4- Mutual Inspirations
Out of many conversations and interactions came our mutual inspirations. After I introduced them to the “Problem Tree” and “SWOT” analysis, they realized they could solve some of their community issues using such tables! In turn, after brainstorming with them on the story for each member to make, I learned that indigenous communities have “preserved” – if not contained – countless untold stories about their daily life, from resin harvest to snail hunts! Are you looking for more online content? You’re reading some now!
5- Open Up to Possibilities
When it comes to possibilities, these won’t happen until one opens up! As mentioned, I didn’t expect myself to attend a court’s hearing. I was also warned about my schedule clash with another NGO’s gathering with the same community. Day 2 morning of our class was replaced with our visits to the controversial land boundaries. As rewarding things turned out, I explored the depth of their intertwined deadlocks, which I couldn’t otherwise have found.
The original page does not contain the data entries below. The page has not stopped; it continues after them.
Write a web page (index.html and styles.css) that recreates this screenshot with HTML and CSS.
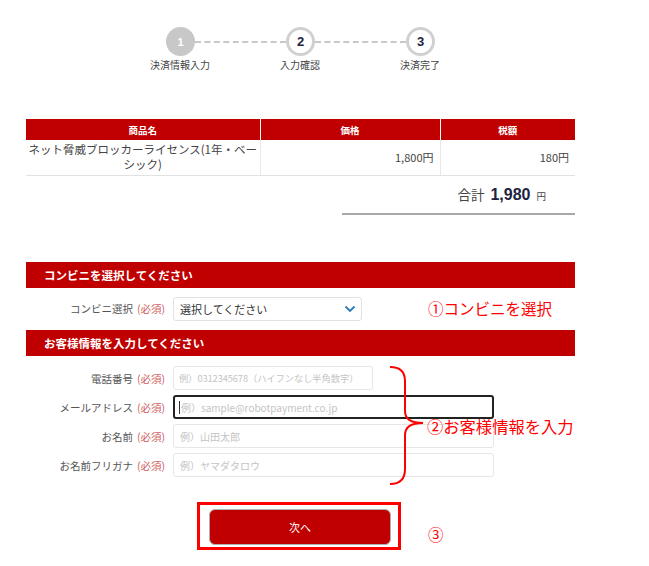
FILE: index.html
```html
<!DOCTYPE html>
<html lang="ja">
<head>
<meta charset="utf-8">
<link rel="stylesheet" href="styles.css">
</head>
<body>
<div class="page">
  <div class="steps">
    <div class="circles">
      <span class="circle done">1</span>
      <span class="dash"></span>
      <span class="circle">2</span>
      <span class="dash"></span>
      <span class="circle">3</span>
    </div>
    <div class="labels">
      <span>決済情報入力</span>
      <span>入力確認</span>
      <span>決済完了</span>
    </div>
  </div>

  <table class="items">
    <thead>
      <tr><th class="c1">商品名</th><th class="c2">価格</th><th class="c3">税額</th></tr>
    </thead>
    <tbody>
      <tr>
        <td class="c1 name">ネット脅威ブロッカーライセンス(1年・ベー<wbr>シック)</td>
        <td class="c2 num">1,800円</td>
        <td class="c3 num">180円</td>
      </tr>
    </tbody>
  </table>

  <div class="total">
    <div class="total-inner"><span class="tl">合計</span><span class="tv">1,980</span><span class="ty">円</span></div>
  </div>

  <div class="section">
    <div class="sec-head">コンビニを選択してください</div>
    <div class="row">
      <label class="lbl">コンビニ選択<span class="req">(必須)</span></label>
      <div class="select"><span>選択してください</span>
        <svg class="chev" width="12" height="8" viewBox="0 0 12 8"><path d="M1.5 1.5 L6 6 L10.5 1.5" fill="none" stroke="#2a7ab8" stroke-width="1.8"/></svg>
      </div>
      <span class="note n1">①コンビニを選択</span>
    </div>
  </div>

  <div class="section">
    <div class="sec-head">お客様情報を入力してください</div>
    <div class="fields">
      <div class="row f">
        <label class="lbl">電話番号<span class="req">(必須)</span></label>
        <div class="input short">例）0312345678（ハイフンなし半角数字）</div>
      </div>
      <div class="row f">
        <label class="lbl">メールアドレス<span class="req">(必須)</span></label>
        <div class="input focus"><span class="caret"></span>例）sample@robotpayment.co.jp</div>
      </div>
      <div class="row f">
        <label class="lbl">お名前<span class="req">(必須)</span></label>
        <div class="input">例）山田太郎</div>
      </div>
      <div class="row f">
        <label class="lbl">お名前フリガナ<span class="req">(必須)</span></label>
        <div class="input">例）ヤマダタロウ</div>
      </div>
      <svg class="brace" width="40" height="124" viewBox="0 0 40 124"><path d="M2 3 Q17 3 17 17 L17 47 Q17 59 35 59 Q17 59 17 71 L17 105 Q17 120 2 120" fill="none" stroke="#ff0000" stroke-width="2"/></svg>
      <span class="note n2">②お客様情報を入力</span>
    </div>
  </div>

  <div class="actions">
    <div class="frame"><button class="next">次へ</button></div>
    <span class="note n3">③</span>
  </div>
</div>
</body>
</html>
```

FILE: styles.css
```css
* { box-sizing: border-box; }
body {
  margin: 0;
  background: #fff;
  font-family: "Noto Sans CJK JP", "Noto Sans", sans-serif;
  color: #333;
}
.page {
  width: 549px;
  margin-left: 26px;
  padding-top: 27px;
}
.steps { margin-left: 94px; }
.circles {
  display: flex;
  align-items: center;
  margin-left: 46px;
}
.circle {
  width: 29px;
  height: 29px;
  border-radius: 50%;
  border: 3px solid #d0d0d0;
  display: flex;
  align-items: center;
  justify-content: center;
  font-family: "Liberation Sans", Arial, sans-serif;
  font-weight: bold;
  font-size: 13px;
  color: #1c2340;
  background: #fff;
}
.circle.done {
  background: #c8c8c8;
  border-color: #c8c8c8;
  color: #fff;
  font-size: 11px;
}
.dash {
  width: 91px;
  border-top: 2px dashed #c8c8c8;
}
.labels {
  display: flex;
  margin-top: 2px;
}
.labels span {
  width: 120px;
  text-align: center;
  font-size: 10px;
  color: #444;
  line-height: 14px;
}
.items {
  width: 549px;
  border-collapse: collapse;
  margin-top: 47px;
  font-size: 11px;
}
.items th {
  background: #c00000;
  color: #fff;
  font-size: 9.5px;
  font-weight: bold;
  height: 21px;
  padding: 0;
  border-left: 1px solid #fff;
}
.items th:first-child { border-left: none; }
.c1 { width: 234px; }
.c2 { width: 180px; }
.c3 { width: 135px; }
.items td {
  height: 35px;
  border-bottom: 1px solid #e2e2e2;
  border-left: 1px solid #e8e8e8;
  padding: 0 6px;
  color: #444;
  line-height: 14px;
}
.items td:first-child { border-left: none; }
.items td.name { text-align: center; padding: 0 2px; font-size: 11.5px; line-height: 15px; line-break: anywhere; }
.items td.num { text-align: right; font-size: 11px; }
.total {
  margin-left: 316px;
  border-bottom: 2px solid #a8a8a8;
  height: 39px;
  display: flex;
  justify-content: flex-end;
  align-items: center;
  padding-right: 29px;
}
.total-inner { display: flex; align-items: baseline; }
.tl { font-size: 13.5px; color: #444; margin-right: 6px; }
.tv { font-family: "Liberation Sans", Arial, sans-serif; font-weight: bold; font-size: 16px; color: #1c2340; margin-right: 6px; }
.ty { font-size: 9.5px; color: #444; }
.section { position: relative; }
.total + .section { margin-top: 47px; }
.sec-head {
  background: #c00000;
  color: #fff;
  font-weight: bold;
  font-size: 11.5px;
  height: 26px;
  line-height: 26px;
  padding-left: 18px;
}
.row {
  display: flex;
  align-items: center;
  height: 42px;
  position: relative;
}
.lbl {
  width: 147px;
  text-align: right;
  font-size: 10.5px;
  color: #555;
  padding-right: 8px;
  white-space: nowrap;
}
.req { color: #d06060; margin-left: 4px; }
.select {
  width: 189px;
  height: 24px;
  border: 1px solid #e2e2e2;
  border-radius: 3px;
  display: flex;
  align-items: center;
  justify-content: space-between;
  padding: 0 5px 0 6px;
  font-size: 11px;
  color: #333;
}
.note {
  color: #ff0000;
  font-size: 15.5px;
  white-space: nowrap;
}
.n1 { position: absolute; left: 402px; top: 9px; }
.fields {
  position: relative;
  padding-top: 8px;
  padding-bottom: 8px;
}
.row.f { height: 29px; }
.input {
  width: 321px;
  height: 24px;
  border: 1px solid #e6e6e6;
  border-radius: 3px;
  font-size: 10px;
  color: #c4c4c4;
  padding-left: 6px;
  display: flex;
  align-items: center;
  white-space: nowrap;
  overflow: hidden;
}
.input.short { width: 200px; font-size: 9.3px; padding-left: 5px; letter-spacing: -0.1px; }
.input.focus { border: 2px solid #222; padding-left: 4px; }
.caret { width: 1px; height: 13px; background: #333; margin-right: 1px; }
.brace { position: absolute; left: 362px; top: 8px; }
.n2 { position: absolute; left: 401px; top: 58px; font-size: 16.3px; }
.actions {
  position: relative;
  margin-top: 14px;
  height: 50px;
}
.frame {
  position: absolute;
  left: 171px;
  top: 0;
  width: 204px;
  height: 48px;
  border: 3px solid #ff0000;
  padding: 4px 9px 0 9px;
}
.next {
  width: 182px;
  height: 36px;
  background: #c00000;
  color: #fff;
  border: 1px solid #b0b0b0;
  border-radius: 6px;
  font-family: "Noto Sans CJK JP", sans-serif;
  font-size: 11px;
  margin: 0;
  display: block;
}
.n3 { position: absolute; left: 402px; top: 21px; }
```
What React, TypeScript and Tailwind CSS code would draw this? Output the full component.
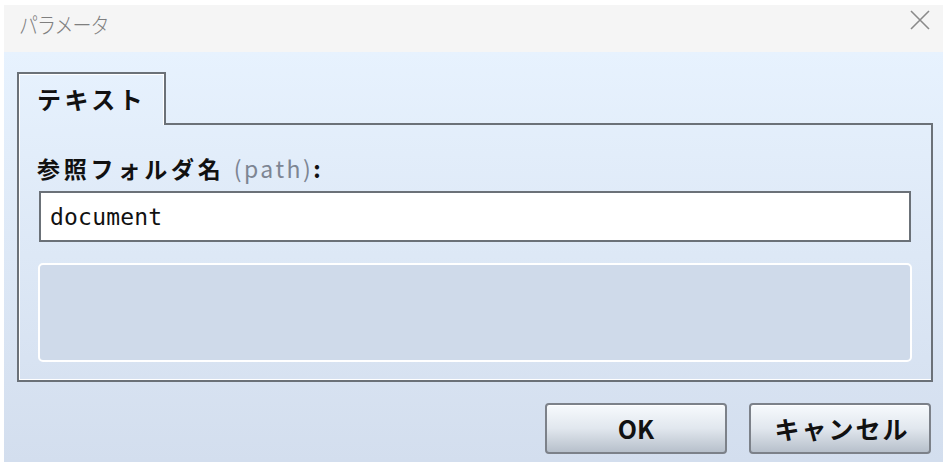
import { useState } from 'react'

const jp = "font-['Noto_Sans_CJK_JP','Noto_Sans',sans-serif]"

export default function App() {
  const [path, setPath] = useState('document')

  return (
    <div className={`w-[946px] h-[465px] bg-white pt-[5px] pl-[4px] pr-[3px] pb-[3px] ${jp}`}>
      <div className="flex flex-col h-full">
        {/* title bar */}
        <div className="h-[47px] bg-[#f5f5f5] flex items-start justify-between pl-[15px] pr-[12px] pt-[3px]">
          <span className="text-[19px] font-light text-[#7f7f7f] tracking-[-1px] scale-y-115 origin-top">パラメータ</span>
          <svg width="22" height="22" viewBox="0 0 22 22" className="mt-[1px]">
            <path d="M2 2 L20 20 M20 2 L2 20" stroke="#8a8a8a" strokeWidth="1.6" />
          </svg>
        </div>

        {/* body */}
        <div className="flex-1 bg-gradient-to-b from-[#e7f2fe] to-[#d3deee] pt-[20px] pl-[13px] pr-[10px] flex flex-col">
          <div className="w-[916px] flex flex-col">
            <div className="flex h-[53px]">
              <div className="w-[149px] border-t-2 border-l-2 border-r-2 border-[#6b7178] shadow-[inset_1px_1px_0_#ffffff,inset_-1px_0_0_#ffffff] flex items-center pl-[18px]">
                <span className="text-[24px] font-bold text-[#111] tracking-[3.5px] -mt-[2px]">テキスト</span>
              </div>
              <div className="flex-1 border-b-2 border-[#6b7178]" />
            </div>
            <div className="h-[257px] border-l-2 border-r-2 border-b-2 border-[#6b7178] shadow-[inset_1px_0_0_#ffffff,inset_0_-1px_0_#ffffff] pl-[20px] pr-[20px] pt-[28px] flex flex-col">
              <div className="text-[23px] font-bold text-[#111] leading-[30px] tracking-[3.8px] -ml-[2px]">
                参照フォルダ名 <span className="font-normal text-[#7d8593] tracking-[2.5px]">(path)</span>:
              </div>
              <input
                value={path}
                onChange={(e) => setPath(e.target.value)}
                className="mt-[8px] h-[51px] border-2 border-[#6b7178] bg-white px-[9px] text-[23px] text-[#111] font-['DejaVu_Sans_Mono',monospace] tracking-[0.2px] outline-none"
              />
              <div className="mt-[21px] h-[99px] -ml-[1px] -mr-[1px] rounded-[5px] border-2 border-white bg-[#cfdaea]" />
            </div>
          </div>

          <div className="flex justify-end gap-[22px] mt-[21px] pr-[2px]">
            <button className="w-[182px] h-[51px] rounded-[4px] border-2 border-[#7c8189] bg-gradient-to-b from-[#f7fafd] via-[#e1e7ee] to-[#b7c0cb] shadow-[inset_0_1px_0_#ffffff] text-[25px] font-bold text-[#111]">
              OK
            </button>
            <button className="w-[182px] h-[51px] rounded-[4px] border-2 border-[#7c8189] bg-gradient-to-b from-[#f7fafd] via-[#e1e7ee] to-[#b7c0cb] shadow-[inset_0_1px_0_#ffffff] text-[25px] font-bold text-[#111] tracking-[2px] pl-[4px]">
              キャンセル
            </button>
          </div>
        </div>
      </div>
    </div>
  )
}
In short, “community arts” redirect my practices toward a more inclusive approach, of course, with deepened layers across stakeholders, including myself. If I keep standing in my square, I will only see mine. I’ll see more when moving to other people’s circles, especially those restrained with more constraints than I have.
PS: The catch is, my advanced course in Seoul, early this December, organized by KOFICE, was highlighted with “community arts education“, part of the current Korean soft power!